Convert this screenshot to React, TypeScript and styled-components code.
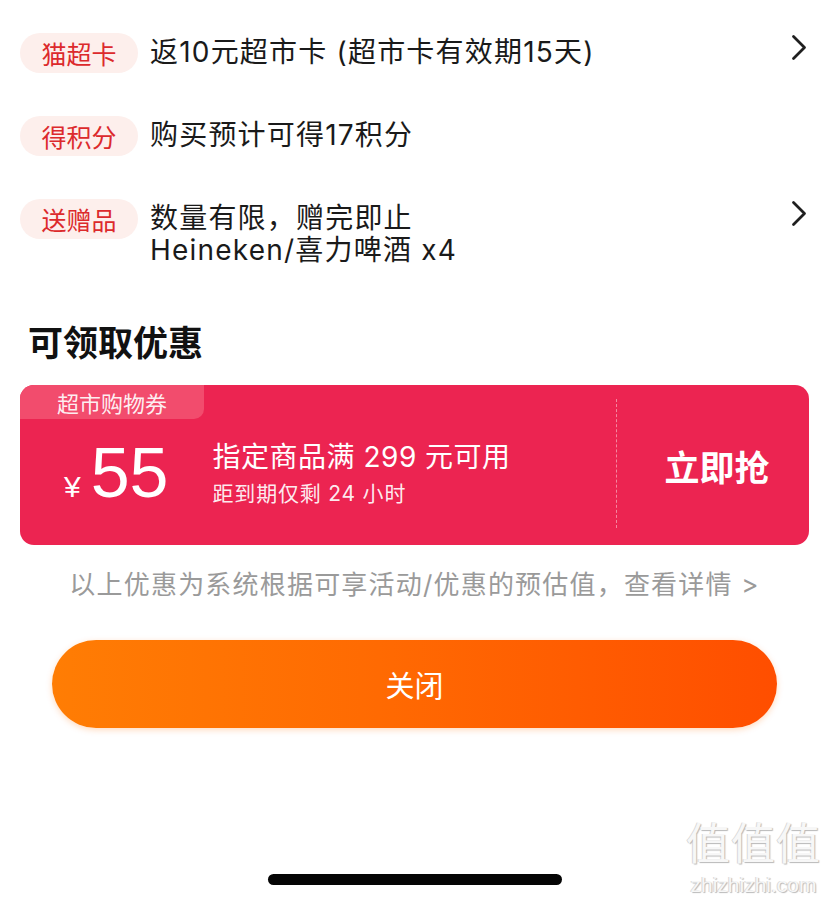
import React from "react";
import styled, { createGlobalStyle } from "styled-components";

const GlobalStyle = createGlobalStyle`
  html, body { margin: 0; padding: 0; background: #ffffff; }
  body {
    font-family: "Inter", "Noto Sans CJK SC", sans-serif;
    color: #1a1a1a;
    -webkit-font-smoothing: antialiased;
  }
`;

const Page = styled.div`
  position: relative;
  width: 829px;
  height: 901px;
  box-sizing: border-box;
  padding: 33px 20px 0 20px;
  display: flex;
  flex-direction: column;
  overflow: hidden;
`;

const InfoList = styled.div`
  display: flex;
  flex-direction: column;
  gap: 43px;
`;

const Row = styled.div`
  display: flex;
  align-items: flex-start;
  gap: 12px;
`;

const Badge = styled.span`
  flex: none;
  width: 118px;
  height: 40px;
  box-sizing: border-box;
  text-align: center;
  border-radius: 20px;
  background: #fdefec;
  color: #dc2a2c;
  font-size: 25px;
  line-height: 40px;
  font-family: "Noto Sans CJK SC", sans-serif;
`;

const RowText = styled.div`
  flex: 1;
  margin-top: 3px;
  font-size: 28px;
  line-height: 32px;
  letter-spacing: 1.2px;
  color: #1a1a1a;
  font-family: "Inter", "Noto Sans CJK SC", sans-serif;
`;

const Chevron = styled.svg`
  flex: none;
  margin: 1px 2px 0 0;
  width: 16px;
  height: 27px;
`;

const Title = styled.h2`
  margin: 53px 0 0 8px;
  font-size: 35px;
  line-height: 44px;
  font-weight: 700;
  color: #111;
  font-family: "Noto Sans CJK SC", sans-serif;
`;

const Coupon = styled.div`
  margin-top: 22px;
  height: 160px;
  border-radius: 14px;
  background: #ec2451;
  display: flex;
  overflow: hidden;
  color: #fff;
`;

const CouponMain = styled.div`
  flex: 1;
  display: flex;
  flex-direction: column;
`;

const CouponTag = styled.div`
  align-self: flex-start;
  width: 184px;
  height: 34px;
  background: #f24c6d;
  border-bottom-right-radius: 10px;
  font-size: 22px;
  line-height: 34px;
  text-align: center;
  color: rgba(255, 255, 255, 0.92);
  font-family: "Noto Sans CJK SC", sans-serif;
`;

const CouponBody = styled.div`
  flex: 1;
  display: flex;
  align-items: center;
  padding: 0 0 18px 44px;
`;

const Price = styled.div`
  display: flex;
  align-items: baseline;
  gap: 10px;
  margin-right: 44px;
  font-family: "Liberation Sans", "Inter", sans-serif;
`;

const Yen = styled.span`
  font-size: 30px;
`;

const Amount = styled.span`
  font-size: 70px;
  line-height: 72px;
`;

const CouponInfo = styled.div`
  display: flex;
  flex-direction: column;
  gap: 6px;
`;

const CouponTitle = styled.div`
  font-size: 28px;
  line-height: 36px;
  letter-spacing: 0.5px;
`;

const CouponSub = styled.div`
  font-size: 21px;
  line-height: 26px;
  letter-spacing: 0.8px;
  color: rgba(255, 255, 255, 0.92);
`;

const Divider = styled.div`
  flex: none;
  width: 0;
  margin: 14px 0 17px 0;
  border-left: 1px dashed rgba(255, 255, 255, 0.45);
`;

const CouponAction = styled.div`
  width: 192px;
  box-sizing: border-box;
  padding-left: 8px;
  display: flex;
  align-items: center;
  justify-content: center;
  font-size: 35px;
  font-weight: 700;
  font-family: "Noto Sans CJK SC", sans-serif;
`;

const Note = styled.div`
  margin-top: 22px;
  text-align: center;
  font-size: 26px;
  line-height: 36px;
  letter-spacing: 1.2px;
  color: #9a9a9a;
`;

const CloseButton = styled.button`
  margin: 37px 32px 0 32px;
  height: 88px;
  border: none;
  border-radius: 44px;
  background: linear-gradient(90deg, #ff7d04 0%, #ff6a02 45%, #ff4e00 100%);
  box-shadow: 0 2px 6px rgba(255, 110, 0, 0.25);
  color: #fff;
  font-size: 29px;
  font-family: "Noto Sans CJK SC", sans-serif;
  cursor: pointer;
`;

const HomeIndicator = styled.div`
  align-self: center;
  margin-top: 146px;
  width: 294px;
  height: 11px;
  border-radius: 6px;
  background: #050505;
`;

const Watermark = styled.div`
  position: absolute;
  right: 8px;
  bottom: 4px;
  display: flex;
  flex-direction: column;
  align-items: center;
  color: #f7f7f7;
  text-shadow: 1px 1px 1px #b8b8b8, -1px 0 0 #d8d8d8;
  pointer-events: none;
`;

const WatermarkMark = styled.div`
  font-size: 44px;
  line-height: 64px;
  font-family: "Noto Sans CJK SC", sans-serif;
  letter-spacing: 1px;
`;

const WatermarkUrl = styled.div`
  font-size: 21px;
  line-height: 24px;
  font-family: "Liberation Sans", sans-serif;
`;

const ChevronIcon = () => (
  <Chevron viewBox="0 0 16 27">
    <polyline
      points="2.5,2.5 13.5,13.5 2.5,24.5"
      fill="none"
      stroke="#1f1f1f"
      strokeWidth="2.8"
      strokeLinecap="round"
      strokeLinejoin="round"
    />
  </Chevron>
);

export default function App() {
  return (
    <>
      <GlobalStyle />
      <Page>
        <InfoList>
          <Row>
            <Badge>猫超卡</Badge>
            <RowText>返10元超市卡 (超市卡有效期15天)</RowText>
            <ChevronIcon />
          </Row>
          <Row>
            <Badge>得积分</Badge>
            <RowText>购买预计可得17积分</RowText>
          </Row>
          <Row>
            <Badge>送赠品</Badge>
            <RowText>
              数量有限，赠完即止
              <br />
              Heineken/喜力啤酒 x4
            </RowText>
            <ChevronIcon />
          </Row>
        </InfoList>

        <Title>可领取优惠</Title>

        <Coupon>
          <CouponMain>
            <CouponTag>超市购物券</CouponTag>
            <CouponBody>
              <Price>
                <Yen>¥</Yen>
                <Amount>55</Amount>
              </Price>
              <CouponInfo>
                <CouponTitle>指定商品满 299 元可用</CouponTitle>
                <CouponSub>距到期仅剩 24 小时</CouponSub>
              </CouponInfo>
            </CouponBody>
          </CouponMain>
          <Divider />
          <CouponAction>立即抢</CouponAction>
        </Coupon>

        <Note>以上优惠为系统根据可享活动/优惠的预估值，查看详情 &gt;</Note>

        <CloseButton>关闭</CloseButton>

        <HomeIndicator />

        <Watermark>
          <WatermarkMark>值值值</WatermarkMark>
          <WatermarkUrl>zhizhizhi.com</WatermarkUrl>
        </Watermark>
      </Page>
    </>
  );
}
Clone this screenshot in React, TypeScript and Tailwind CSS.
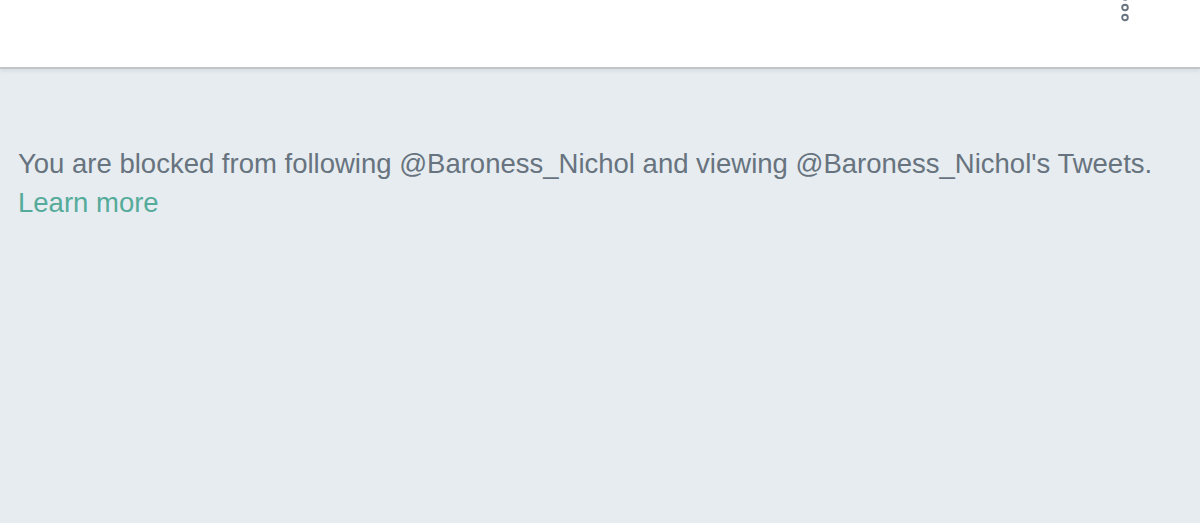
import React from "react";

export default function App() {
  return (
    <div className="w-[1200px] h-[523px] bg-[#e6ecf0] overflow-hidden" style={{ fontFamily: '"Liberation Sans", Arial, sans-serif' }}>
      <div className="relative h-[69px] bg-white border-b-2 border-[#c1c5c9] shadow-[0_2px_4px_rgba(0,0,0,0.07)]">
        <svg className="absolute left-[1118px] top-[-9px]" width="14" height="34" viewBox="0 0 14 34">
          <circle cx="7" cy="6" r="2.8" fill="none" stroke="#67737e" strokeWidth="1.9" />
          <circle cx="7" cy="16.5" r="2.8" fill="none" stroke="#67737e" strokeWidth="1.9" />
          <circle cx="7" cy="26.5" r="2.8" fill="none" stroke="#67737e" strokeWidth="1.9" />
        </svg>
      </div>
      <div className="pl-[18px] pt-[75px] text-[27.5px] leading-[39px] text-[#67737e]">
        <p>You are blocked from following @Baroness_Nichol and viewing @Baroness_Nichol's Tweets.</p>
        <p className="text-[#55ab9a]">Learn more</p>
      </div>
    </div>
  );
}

====

Short problem: Give all the entries again exactly, dropping each picture.

In response:
Convert this screenshot to React, TypeScript and styled-components code.
import React from "react";
import styled, { createGlobalStyle } from "styled-components";

const GlobalStyle = createGlobalStyle`
  html, body { margin: 0; padding: 0; background: #ffffff; }
  body {
    font-family: "Inter", "Noto Sans CJK SC", sans-serif;
    color: #1a1a1a;
    -webkit-font-smoothing: antialiased;
  }
`;

const Page = styled.div`
  position: relative;
  width: 829px;
  height: 901px;
  box-sizing: border-box;
  padding: 33px 20px 0 20px;
  display: flex;
  flex-direction: column;
  overflow: hidden;
`;

const InfoList = styled.div`
  display: flex;
  flex-direction: column;
  gap: 43px;
`;

const Row = styled.div`
  display: flex;
  align-items: flex-start;
  gap: 12px;
`;

const Badge = styled.span`
  flex: none;
  width: 118px;
  height: 40px;
  box-sizing: border-box;
  text-align: center;
  border-radius: 20px;
  background: #fdefec;
  color: #dc2a2c;
  font-size: 25px;
  line-height: 40px;
  font-family: "Noto Sans CJK SC", sans-serif;
`;

const RowText = styled.div`
  flex: 1;
  margin-top: 3px;
  font-size: 28px;
  line-height: 32px;
  letter-spacing: 1.2px;
  color: #1a1a1a;
  font-family: "Inter", "Noto Sans CJK SC", sans-serif;
`;

const Chevron = styled.svg`
  flex: none;
  margin: 1px 2px 0 0;
  width: 16px;
  height: 27px;
`;

const Title = styled.h2`
  margin: 53px 0 0 8px;
  font-size: 35px;
  line-height: 44px;
  font-weight: 700;
  color: #111;
  font-family: "Noto Sans CJK SC", sans-serif;
`;

const Coupon = styled.div`
  margin-top: 22px;
  height: 160px;
  border-radius: 14px;
  background: #ec2451;
  display: flex;
  overflow: hidden;
  color: #fff;
`;

const CouponMain = styled.div`
  flex: 1;
  display: flex;
  flex-direction: column;
`;

const CouponTag = styled.div`
  align-self: flex-start;
  width: 184px;
  height: 34px;
  background: #f24c6d;
  border-bottom-right-radius: 10px;
  font-size: 22px;
  line-height: 34px;
  text-align: center;
  color: rgba(255, 255, 255, 0.92);
  font-family: "Noto Sans CJK SC", sans-serif;
`;

const CouponBody = styled.div`
  flex: 1;
  display: flex;
  align-items: center;
  padding: 0 0 18px 44px;
`;

const Price = styled.div`
  display: flex;
  align-items: baseline;
  gap: 10px;
  margin-right: 44px;
  font-family: "Liberation Sans", "Inter", sans-serif;
`;

const Yen = styled.span`
  font-size: 30px;
`;

const Amount = styled.span`
  font-size: 70px;
  line-height: 72px;
`;

const CouponInfo = styled.div`
  display: flex;
  flex-direction: column;
  gap: 6px;
`;

const CouponTitle = styled.div`
  font-size: 28px;
  line-height: 36px;
  letter-spacing: 0.5px;
`;

const CouponSub = styled.div`
  font-size: 21px;
  line-height: 26px;
  letter-spacing: 0.8px;
  color: rgba(255, 255, 255, 0.92);
`;

const Divider = styled.div`
  flex: none;
  width: 0;
  margin: 14px 0 17px 0;
  border-left: 1px dashed rgba(255, 255, 255, 0.45);
`;

const CouponAction = styled.div`
  width: 192px;
  box-sizing: border-box;
  padding-left: 8px;
  display: flex;
  align-items: center;
  justify-content: center;
  font-size: 35px;
  font-weight: 700;
  font-family: "Noto Sans CJK SC", sans-serif;
`;

const Note = styled.div`
  margin-top: 22px;
  text-align: center;
  font-size: 26px;
  line-height: 36px;
  letter-spacing: 1.2px;
  color: #9a9a9a;
`;

const CloseButton = styled.button`
  margin: 37px 32px 0 32px;
  height: 88px;
  border: none;
  border-radius: 44px;
  background: linear-gradient(90deg, #ff7d04 0%, #ff6a02 45%, #ff4e00 100%);
  box-shadow: 0 2px 6px rgba(255, 110, 0, 0.25);
  color: #fff;
  font-size: 29px;
  font-family: "Noto Sans CJK SC", sans-serif;
  cursor: pointer;
`;

const HomeIndicator = styled.div`
  align-self: center;
  margin-top: 146px;
  width: 294px;
  height: 11px;
  border-radius: 6px;
  background: #050505;
`;

const Watermark = styled.div`
  position: absolute;
  right: 8px;
  bottom: 4px;
  display: flex;
  flex-direction: column;
  align-items: center;
  color: #f7f7f7;
  text-shadow: 1px 1px 1px #b8b8b8, -1px 0 0 #d8d8d8;
  pointer-events: none;
`;

const WatermarkMark = styled.div`
  font-size: 44px;
  line-height: 64px;
  font-family: "Noto Sans CJK SC", sans-serif;
  letter-spacing: 1px;
`;

const WatermarkUrl = styled.div`
  font-size: 21px;
  line-height: 24px;
  font-family: "Liberation Sans", sans-serif;
`;

const ChevronIcon = () => (
  <Chevron viewBox="0 0 16 27">
    <polyline
      points="2.5,2.5 13.5,13.5 2.5,24.5"
      fill="none"
      stroke="#1f1f1f"
      strokeWidth="2.8"
      strokeLinecap="round"
      strokeLinejoin="round"
    />
  </Chevron>
);

export default function App() {
  return (
    <>
      <GlobalStyle />
      <Page>
        <InfoList>
          <Row>
            <Badge>猫超卡</Badge>
            <RowText>返10元超市卡 (超市卡有效期15天)</RowText>
            <ChevronIcon />
          </Row>
          <Row>
            <Badge>得积分</Badge>
            <RowText>购买预计可得17积分</RowText>
          </Row>
          <Row>
            <Badge>送赠品</Badge>
            <RowText>
              数量有限，赠完即止
              <br />
              Heineken/喜力啤酒 x4
            </RowText>
            <ChevronIcon />
          </Row>
        </InfoList>

        <Title>可领取优惠</Title>

        <Coupon>
          <CouponMain>
            <CouponTag>超市购物券</CouponTag>
            <CouponBody>
              <Price>
                <Yen>¥</Yen>
                <Amount>55</Amount>
              </Price>
              <CouponInfo>
                <CouponTitle>指定商品满 299 元可用</CouponTitle>
                <CouponSub>距到期仅剩 24 小时</CouponSub>
              </CouponInfo>
            </CouponBody>
          </CouponMain>
          <Divider />
          <CouponAction>立即抢</CouponAction>
        </Coupon>

        <Note>以上优惠为系统根据可享活动/优惠的预估值，查看详情 &gt;</Note>

        <CloseButton>关闭</CloseButton>

        <HomeIndicator />

        <Watermark>
          <WatermarkMark>值值值</WatermarkMark>
          <WatermarkUrl>zhizhizhi.com</WatermarkUrl>
        </Watermark>
      </Page>
    </>
  );
}
Clone this screenshot in React, TypeScript and Tailwind CSS.
import React from "react";

export default function App() {
  return (
    <div className="w-[1200px] h-[523px] bg-[#e6ecf0] overflow-hidden" style={{ fontFamily: '"Liberation Sans", Arial, sans-serif' }}>
      <div className="relative h-[69px] bg-white border-b-2 border-[#c1c5c9] shadow-[0_2px_4px_rgba(0,0,0,0.07)]">
        <svg className="absolute left-[1118px] top-[-9px]" width="14" height="34" viewBox="0 0 14 34">
          <circle cx="7" cy="6" r="2.8" fill="none" stroke="#67737e" strokeWidth="1.9" />
          <circle cx="7" cy="16.5" r="2.8" fill="none" stroke="#67737e" strokeWidth="1.9" />
          <circle cx="7" cy="26.5" r="2.8" fill="none" stroke="#67737e" strokeWidth="1.9" />
        </svg>
      </div>
      <div className="pl-[18px] pt-[75px] text-[27.5px] leading-[39px] text-[#67737e]">
        <p>You are blocked from following @Baroness_Nichol and viewing @Baroness_Nichol's Tweets.</p>
        <p className="text-[#55ab9a]">Learn more</p>
      </div>
    </div>
  );
}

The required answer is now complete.